Dear Sarah,
I am also the daughter of a hoarder. I have been on my own for many years now, but my mom's life choices still seem to come to mind every holiday time, especially when finals are here (I'm sure you can relate). Tonight I felt compelled to stop ignoring the situation and do something. I googled hoarding. It feels strange now, realizing that I've never actually done it. All these years..and I'm just finally trying to find some support, to maybe connect with people that have been there. I came across the COH website, and your self interview.
What has me really thinking was lately realizing all my discarded hobbies and passions, that I've always known stemmed from my childhood. And this gets me thinking about my brothers; my full concern is my 14 year old brother. He lives there with my mom and her husband (along with 3 or 4 cats). The house last I peeped was worse than ever. All I could think about tonight is what he must be going through alone in that house, and how guilty I feel for not trying to do something for him. I know how hopeless I felt at that age. The beginning to the end of your childhood, there is so much pressure to perform and become this amazing individual. Yet being the child of a hoarder, that potential is buried somewhere among the clutter. This is how I see it.
I am terrified of him feeling like I did for those last years. I am terrified of him not living to his fullest potential because of his current environment. It seems like such a waste of a young brilliant kid. I see him struggling when I get a chance to go visit. I see him shutting off and I know he has so much in him but I'm afraid of her killing him (in not such a literal sense). I just need to reach out and find an outlet to help me, to help my family...Hopefully make something change, even just for the sake of this awesome kid.
I really don't know where to begin, or even how to proceed in this situation. I am really just looking for anything, something to start turning things around.
Here was my response:
I'm honored that you felt comfortable enough to share your situation with me, so thank you for reaching out. I understand so very much of what you feel and think about your life and your situation.
Knowing how hard it was for me as a teenage child of a hoarder, my heart simply breaks for your younger brother. I personally do not know a teenager currently living in a hoard, but I have some ideas based on my personal experiences that might help both you and your brother.
I think that it's incredibly important to talk to your brother about the situation, so my suggestion for getting started would be to start a conversation with him. Make sure that he knows that it is absolutely not his fault that the house is in the condition that it's in. Talk to him about how you felt living there and what you did to cope with the situation. It's very important that he does not feel like he is alone and that he knows that someone else has been there. He may not talk much, but I think having him hear what you have to say would be helpful. Let him know that you're there to listen and that he should not be afraid to ask for help.

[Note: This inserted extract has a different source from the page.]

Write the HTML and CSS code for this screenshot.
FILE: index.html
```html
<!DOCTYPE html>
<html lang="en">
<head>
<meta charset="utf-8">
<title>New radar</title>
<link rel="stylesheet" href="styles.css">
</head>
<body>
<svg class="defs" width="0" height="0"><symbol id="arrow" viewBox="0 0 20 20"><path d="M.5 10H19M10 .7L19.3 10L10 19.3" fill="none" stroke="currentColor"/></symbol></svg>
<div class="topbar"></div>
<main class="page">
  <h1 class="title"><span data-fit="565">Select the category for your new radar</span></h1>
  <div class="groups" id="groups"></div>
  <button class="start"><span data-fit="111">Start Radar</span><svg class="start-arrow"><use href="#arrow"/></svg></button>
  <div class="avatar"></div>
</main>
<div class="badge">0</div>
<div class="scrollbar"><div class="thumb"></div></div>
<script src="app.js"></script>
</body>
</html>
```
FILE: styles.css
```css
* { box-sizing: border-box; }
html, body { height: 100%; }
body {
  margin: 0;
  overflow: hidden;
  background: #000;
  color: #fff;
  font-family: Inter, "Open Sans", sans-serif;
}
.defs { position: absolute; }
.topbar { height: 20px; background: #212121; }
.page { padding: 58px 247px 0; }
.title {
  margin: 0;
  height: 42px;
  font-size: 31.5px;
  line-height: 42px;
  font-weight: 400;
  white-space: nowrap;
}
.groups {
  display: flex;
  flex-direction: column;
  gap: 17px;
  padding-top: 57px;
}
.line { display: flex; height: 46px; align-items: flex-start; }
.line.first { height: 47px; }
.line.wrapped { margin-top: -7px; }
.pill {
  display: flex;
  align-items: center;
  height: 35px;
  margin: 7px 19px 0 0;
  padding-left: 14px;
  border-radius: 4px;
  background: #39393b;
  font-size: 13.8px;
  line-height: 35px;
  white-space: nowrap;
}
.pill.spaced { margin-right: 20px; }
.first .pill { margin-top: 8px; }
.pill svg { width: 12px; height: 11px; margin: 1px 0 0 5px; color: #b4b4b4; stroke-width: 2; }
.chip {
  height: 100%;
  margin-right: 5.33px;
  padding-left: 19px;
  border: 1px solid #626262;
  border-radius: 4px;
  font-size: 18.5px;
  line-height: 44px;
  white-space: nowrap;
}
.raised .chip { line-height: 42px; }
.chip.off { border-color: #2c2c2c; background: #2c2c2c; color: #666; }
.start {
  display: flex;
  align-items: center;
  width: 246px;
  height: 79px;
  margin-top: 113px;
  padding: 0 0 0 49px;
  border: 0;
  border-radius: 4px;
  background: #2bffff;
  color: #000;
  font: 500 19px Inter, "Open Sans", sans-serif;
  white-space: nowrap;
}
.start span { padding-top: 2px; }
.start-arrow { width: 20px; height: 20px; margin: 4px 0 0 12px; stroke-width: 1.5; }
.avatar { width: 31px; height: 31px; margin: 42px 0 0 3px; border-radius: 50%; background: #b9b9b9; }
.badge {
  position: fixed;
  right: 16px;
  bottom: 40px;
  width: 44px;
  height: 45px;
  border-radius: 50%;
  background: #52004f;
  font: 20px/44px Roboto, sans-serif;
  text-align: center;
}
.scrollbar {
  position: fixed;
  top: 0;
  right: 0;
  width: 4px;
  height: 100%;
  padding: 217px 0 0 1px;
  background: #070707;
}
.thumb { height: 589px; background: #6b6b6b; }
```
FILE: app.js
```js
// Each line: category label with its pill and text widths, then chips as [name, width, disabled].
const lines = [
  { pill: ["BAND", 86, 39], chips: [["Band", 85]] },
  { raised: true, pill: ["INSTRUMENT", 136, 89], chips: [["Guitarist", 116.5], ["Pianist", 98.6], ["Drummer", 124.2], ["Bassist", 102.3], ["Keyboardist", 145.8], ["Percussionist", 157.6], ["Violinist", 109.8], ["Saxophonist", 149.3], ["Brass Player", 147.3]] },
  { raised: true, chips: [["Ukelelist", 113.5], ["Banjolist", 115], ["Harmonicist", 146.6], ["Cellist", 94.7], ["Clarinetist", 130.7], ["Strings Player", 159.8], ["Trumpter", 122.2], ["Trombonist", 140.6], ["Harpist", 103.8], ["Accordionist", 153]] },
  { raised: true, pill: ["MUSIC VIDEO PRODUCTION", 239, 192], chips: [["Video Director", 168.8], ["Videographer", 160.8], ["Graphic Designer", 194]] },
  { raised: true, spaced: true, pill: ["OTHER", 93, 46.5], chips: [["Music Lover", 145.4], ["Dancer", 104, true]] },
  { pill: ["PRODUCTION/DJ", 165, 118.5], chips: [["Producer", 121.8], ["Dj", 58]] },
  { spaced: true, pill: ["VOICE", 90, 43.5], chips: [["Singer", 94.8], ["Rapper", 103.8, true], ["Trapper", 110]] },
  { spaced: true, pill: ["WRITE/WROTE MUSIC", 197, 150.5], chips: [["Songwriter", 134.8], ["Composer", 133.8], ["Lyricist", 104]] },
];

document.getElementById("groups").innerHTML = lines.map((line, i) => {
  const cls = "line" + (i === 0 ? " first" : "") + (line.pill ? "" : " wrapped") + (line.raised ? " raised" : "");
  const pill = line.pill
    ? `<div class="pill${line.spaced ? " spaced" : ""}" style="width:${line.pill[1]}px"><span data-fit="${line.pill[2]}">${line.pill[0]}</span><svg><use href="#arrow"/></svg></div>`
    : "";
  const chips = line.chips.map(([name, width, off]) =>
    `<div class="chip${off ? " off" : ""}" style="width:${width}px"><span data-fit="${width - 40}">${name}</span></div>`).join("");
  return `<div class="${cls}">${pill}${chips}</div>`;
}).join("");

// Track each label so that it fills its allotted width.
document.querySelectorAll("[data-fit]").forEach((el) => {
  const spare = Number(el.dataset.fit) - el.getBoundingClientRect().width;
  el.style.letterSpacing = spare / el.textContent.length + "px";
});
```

I would highly encourage him to pursue his hobbies and interests, especially the ones that take him outside of the house. If he can redirect his attention and passion to something constructive and fun, it will make life more bearable for him. Also, it may help build a future for him down the road outside of the home (if he likes basketball, he could work hard at it and get a basketball scholarship to a university so he can leave home, etc.). Having a part-time job would also get him out of the house and start some skill building.
I'm not sure how close you live to your mom's house and, as a working student, I know that you're busy, but if at all possible, it might be good to set a date once a week/month/whatever that can be reserved just for the two of you to spend time together outside of your mom's house. Maybe he could even stay a night or a weekend at your place so he can see that you were able to get past living in a hoard and have a normal life and also so that he can experience being in a normal home. I know I felt like I was in paradise when I got to spend the weekend at my dad's house since it made me feel more normal.
I would highly encourage counseling for anyone. It wasn't until I spiraled downward rapidly that I finally spoke to someone. It truly made all the difference.
I hope my suggestions have at least helped a little bit. I wish the best for your family.
Do any readers have further advice to offer?
I agree - letting him know that you know what it's like to live there and how life can be different/better will help. Be there for him as much as you can, whether you are far away or nearby.